Russia Considers Tourist Ban on Baikal Lake over Environmental Concerns

A senior aide to Russia’s President Vladimir Putin has said that the country’s authorities are considering barring tourists from visiting Lake Baikal in order to protect its ecosystem, The Telegraph reported

The world’s deepest and oldest freshwater lake is plagued by pollution for at least two decades. Scientists recently warned that the government risks exacerbating the problem with some new proposals. 

“We’ll have to artificially limit the flow of tourists to Baikal, as sad as it sounds … to preserve its unique nature and purity,” Putin’s environmental protection aide Sergei Ivanov said on Tuesday.

He noted that tourists must receive permits to visit some nature reserves in Russia.

The governor of the Irkutsk region later said the tourist flow should be restricted in certain areas on the lake but increased in others through infrastructure development. MP Mikhail Schapov said measures must be taken to create jobs for locals if tourism is cut.
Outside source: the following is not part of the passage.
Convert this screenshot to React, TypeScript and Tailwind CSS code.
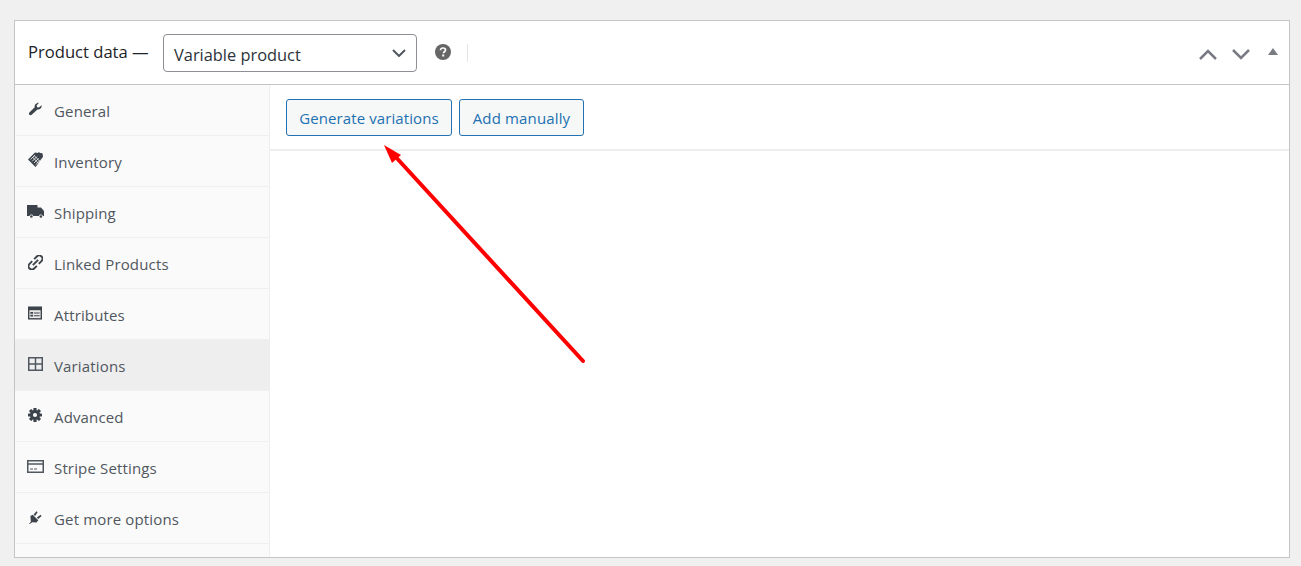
import React from "react";

function Wrench() {
  return (
    <svg width="14" height="14" viewBox="0 0 16 16" fill="#3c434a">
      <path d="M15.500 3.600c.3 1.500-.1 2.900-1.200 3.900-1 1-2.300 1.300-3.500 1L4.200 14.700c-.7.700-1.900.700-2.600 0s-.7-1.900 0-2.600L7.700 6c-.3-1.300 0-2.600 1-3.600C9.700 1.400 11.100.5 12.500.8L9.900 3.900l.5 2 2 .5L15.500 3.600z" />
    </svg>
  );
}
function Tag() {
  return (
    <svg width="16" height="16" viewBox="0 0 16 16">
      <path d="M0 7.500 7 .5l3 .6.8-1 1.400 1 2.300.2.500 3.500L8 14.500 7.500 15z" fill="#3c434a" />
      <path d="M2.500 7.500 7 3M4.200 9.300 8.800 4.700M6 11 10.600 6.400M7.700 12.700 12.300 8.100M4.500 5l6 6.300M6.300 3.600l6 6.300" stroke="#fafafa" strokeWidth="0.8" />
    </svg>
  );
}
function Truck() {
  return (
    <svg className="-ml-px" width="17" height="13" viewBox="0 0 17 13" fill="#3c434a">
      <path d="M0 0h10.500v2.500H14l3 3.500v5h-1.200a2 2 0 0 0-3.800 0H6.300a2 2 0 0 0-3.800 0H0z" />
      <circle cx="4.400" cy="11.500" r="1.300" />
      <circle cx="13.900" cy="11.500" r="1.300" />
    </svg>
  );
}
function LinkIcon() {
  return (
    <svg width="15" height="15" viewBox="0 0 16 16" fill="none" stroke="#3c434a" strokeWidth="2">
      <g transform="rotate(-45 8 8)">
        <path d="M6.500 4.500H2.500a3.500 3.500 0 0 0 0 7h4" />
        <path d="M9.500 4.500h4a3.500 3.500 0 0 1 0 7h-4" />
        <path d="M4 8h8" />
      </g>
    </svg>
  );
}
function Attr() {
  return (
    <svg width="14" height="14" viewBox="0 0 15 14">
      <path d="M0 0h15v14H0z" fill="#3c434a" />
      <path d="M1.500 4h12v8.500h-12z" fill="#e8e8e8" />
      <path d="M2.500 6h3v1.700h-3zM2.500 9h3v1.700h-3zM6.500 6.500h6v1h-6zM6.500 9.500h6v1h-6z" fill="#3c434a" />
    </svg>
  );
}
function Grid() {
  return (
    <svg width="15" height="14" viewBox="0 0 15 14" fill="none" stroke="#50575e" strokeWidth="1.500">
      <path d="M.75.75h13.500v12.500H.75zM7.500.75v12.500M.75 7h13.500" />
    </svg>
  );
}
function Gear() {
  const teeth = [0, 45, 90, 135];
  return (
    <svg width="14" height="14" viewBox="0 0 14 14" fill="#3c434a">
      {teeth.map((a) => (
        <rect key={a} x="5.400" y="0" width="3.200" height="14" rx="0.500" transform={`rotate(${a} 7 7)`} />
      ))}
      <circle cx="7" cy="7" r="5" />
      <circle cx="7" cy="7" r="2.100" fill="#fafafa" />
    </svg>
  );
}
function Card() {
  return (
    <svg className="-ml-px" width="17" height="13" viewBox="0 0 17 13" fill="none">
      <path d="M.75.75h15.500v11.500H.75z" stroke="#50575e" strokeWidth="1.500" />
      <path d="M1 4h15" stroke="#50575e" strokeWidth="1.500" />
      <path d="M3 9h3M7 9h3" stroke="#50575e" strokeWidth="1.200" />
    </svg>
  );
}
function Plug() {
  return (
    <svg className="ml-px" width="13" height="13" viewBox="0 0 14 14" fill="#3c434a">
      <path d="M0 14 2 11.500 1.500 5.500 4 4l6 6-2 2.500-4.500-.5L.8 14z" />
      <path d="M5 3.800 8 .3l1.300 1L6.500 5.300zM8.500 7 12.500 4l1 1.300L10 8.500z" />
    </svg>
  );
}

const tabs: [string, React.ReactNode][] = [
  ["General", <Wrench />],
  ["Inventory", <Tag />],
  ["Shipping", <Truck />],
  ["Linked Products", <LinkIcon />],
  ["Attributes", <Attr />],
  ["Variations", <Grid />],
  ["Advanced", <Gear />],
  ["Stripe Settings", <Card />],
  ["Get more options", <Plug />],
];

export default function App() {
  return (
    <div className="h-[566px] bg-[#f0f0f1] pt-5 px-[14px] overflow-hidden font-['Open_Sans','Noto_Sans',sans-serif] relative">
      <div className="w-[1276px] h-[538px] bg-white border border-[#c3c4c7] flex flex-col">
        <div className="h-[64px] border-b border-[#c3c4c7] flex items-center shrink-0 pl-[13px] pr-[11px]">
          <span className="text-[16.600px] leading-5 text-[#1d2327] -mt-[1px] w-[122px] whitespace-nowrap">Product data —</span>
          <div className="ml-[13px] mt-[1px] w-[254px] h-[38px] border border-[#8c8f94] rounded-[4px] flex items-center justify-between pl-[10px] pr-[10px] text-[#2c3338]">
            <span className="text-[16.400px] leading-6 mt-[4px]">Variable product</span>
            <svg width="14" height="8" viewBox="0 0 14 8" fill="none" stroke="#50575e" strokeWidth="2">
              <path d="M1 1l6 6 6-6" />
            </svg>
          </div>
          <svg className="ml-[18px] -mt-[2px]" width="16" height="16" viewBox="0 0 16 16">
            <circle cx="8" cy="8" r="8" fill="#666" />
            <path d="M5.500 6.200C5.600 4.700 6.600 4 8 4c1.500 0 2.500.8 2.500 2 0 1.700-2 1.700-2 3.200" fill="none" stroke="#fff" strokeWidth="1.700" />
            <rect x="7.200" y="10.500" width="2" height="2" fill="#fff" />
          </svg>
          <div className="ml-4 w-px h-[18px] bg-[#e5e5e5]" />
          <div className="ml-auto flex items-center">
            <svg width="18" height="11" viewBox="0 0 18 11" fill="none" stroke="#787c82" strokeWidth="2.500" className="mt-[3px]">
              <path d="M1 10l8-8 8 8" />
            </svg>
            <svg className="ml-[15px] mt-[3px]" width="18" height="11" viewBox="0 0 18 11" fill="none" stroke="#787c82" strokeWidth="2.500">
              <path d="M1 1l8 8 8-8" />
            </svg>
            <svg className="ml-[18px] -mt-[2px]" width="10" height="7" viewBox="0 0 10 7" fill="#787c82">
              <path d="M5 0l5 7H0z" />
            </svg>
          </div>
        </div>
        <div className="flex-1 flex min-h-0">
          <div className="w-[255px] shrink-0 bg-[#fafafa] border-r border-[#eeeeee]">
            {tabs.map(([name, icon]) => (
              <div
                key={name}
                className={`h-[51px] flex items-center border-b border-[#f0f0f1] ${name === "Variations" ? "bg-[#eeeeee]" : ""}`}
              >
                <span className="w-[39px] pl-[13px] flex justify-start -mt-[2px]">{icon}</span>
                <span className="text-[15px] leading-5 text-[#50575e] tracking-[0.15px] mt-[2px]">{name}</span>
              </div>
            ))}
          </div>
          <div className="flex-1">
            <div className="h-[66px] border-b-2 border-[#eeeeee] flex gap-[7px] pl-4 pt-[14px]">
              <button className="h-[37px] w-[166px] bg-[#f6f7f7] border border-[#2271b1] rounded-[3px] text-[#2271b1] text-[15px] leading-5 tracking-[0.1px]">
                Generate variations
              </button>
              <button className="h-[37px] w-[125px] bg-[#f6f7f7] border border-[#2271b1] rounded-[3px] text-[#2271b1] text-[15px] leading-5 tracking-[0.15px]">
                Add manually
              </button>
            </div>
          </div>
        </div>
      </div>
      <svg className="absolute left-0 top-0 pointer-events-none" width="1301" height="566" viewBox="0 0 1301 566">
        <path d="M583 361 393 154" stroke="#ff0000" strokeWidth="4" strokeLinecap="round" fill="none" />
        <path d="M384 145 401 155 392 163z" fill="#ff0000" />
      </svg>
    </div>
  );
}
Lake Baikal has been listed as a Unesco World Heritage site since 1996, hailed by the planet’s geographical and cultural guardian as “the ‘Galapagos of Russia’, [whose] age and isolation have produced one of the world’s richest and most unusual freshwater faunas.”
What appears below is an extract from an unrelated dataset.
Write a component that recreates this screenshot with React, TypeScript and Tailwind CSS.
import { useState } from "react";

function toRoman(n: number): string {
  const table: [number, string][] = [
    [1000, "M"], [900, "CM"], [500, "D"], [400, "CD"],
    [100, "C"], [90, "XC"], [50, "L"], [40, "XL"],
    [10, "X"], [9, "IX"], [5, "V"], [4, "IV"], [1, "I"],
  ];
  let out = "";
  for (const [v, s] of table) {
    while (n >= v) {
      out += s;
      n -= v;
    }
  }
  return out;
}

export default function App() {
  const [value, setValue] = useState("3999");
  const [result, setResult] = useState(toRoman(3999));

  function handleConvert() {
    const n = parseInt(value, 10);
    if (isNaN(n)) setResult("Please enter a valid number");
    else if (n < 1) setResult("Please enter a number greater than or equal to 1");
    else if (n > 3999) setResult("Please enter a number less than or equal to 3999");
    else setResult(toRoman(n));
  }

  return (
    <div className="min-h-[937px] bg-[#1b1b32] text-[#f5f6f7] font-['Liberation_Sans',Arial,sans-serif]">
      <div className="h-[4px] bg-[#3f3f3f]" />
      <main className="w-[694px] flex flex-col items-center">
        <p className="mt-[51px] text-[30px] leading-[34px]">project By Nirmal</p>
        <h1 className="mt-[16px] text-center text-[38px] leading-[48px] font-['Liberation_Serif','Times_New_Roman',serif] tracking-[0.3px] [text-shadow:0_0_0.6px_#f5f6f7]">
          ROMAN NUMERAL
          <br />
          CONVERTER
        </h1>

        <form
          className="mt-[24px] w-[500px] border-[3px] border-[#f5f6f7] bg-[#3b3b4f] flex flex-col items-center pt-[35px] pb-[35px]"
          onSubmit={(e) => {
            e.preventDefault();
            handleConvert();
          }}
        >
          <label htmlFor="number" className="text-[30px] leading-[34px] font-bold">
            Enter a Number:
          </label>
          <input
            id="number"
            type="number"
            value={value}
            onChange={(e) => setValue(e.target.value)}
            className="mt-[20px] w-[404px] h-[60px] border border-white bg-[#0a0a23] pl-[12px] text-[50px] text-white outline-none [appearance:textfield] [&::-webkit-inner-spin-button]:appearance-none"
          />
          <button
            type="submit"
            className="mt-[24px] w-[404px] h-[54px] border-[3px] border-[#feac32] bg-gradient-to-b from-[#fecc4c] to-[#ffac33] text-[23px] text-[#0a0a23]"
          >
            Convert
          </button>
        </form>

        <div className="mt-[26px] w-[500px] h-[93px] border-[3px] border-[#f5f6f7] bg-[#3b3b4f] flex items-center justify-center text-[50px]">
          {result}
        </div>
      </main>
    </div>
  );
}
The Selenga River — the largest to flow into Lake Baikal — received in excess of 15,000 metric tons of toxic substances since 2010, according to a Russian Academy of Sciences assessment on Lake Baikal obtained by TASS.

“The overall mass of pollutants released into the Selenga is even more dramatic” given the 56 million liters of sewage discharged daily into the river from the republic of Buryatia’s industrial city of Ulan-Ude, the assessment is cited as saying.

Environmental concerns over the lake made headlines earlier this year after public pressure forced local authorities to revoke a Chinese bottling plant’s construction license.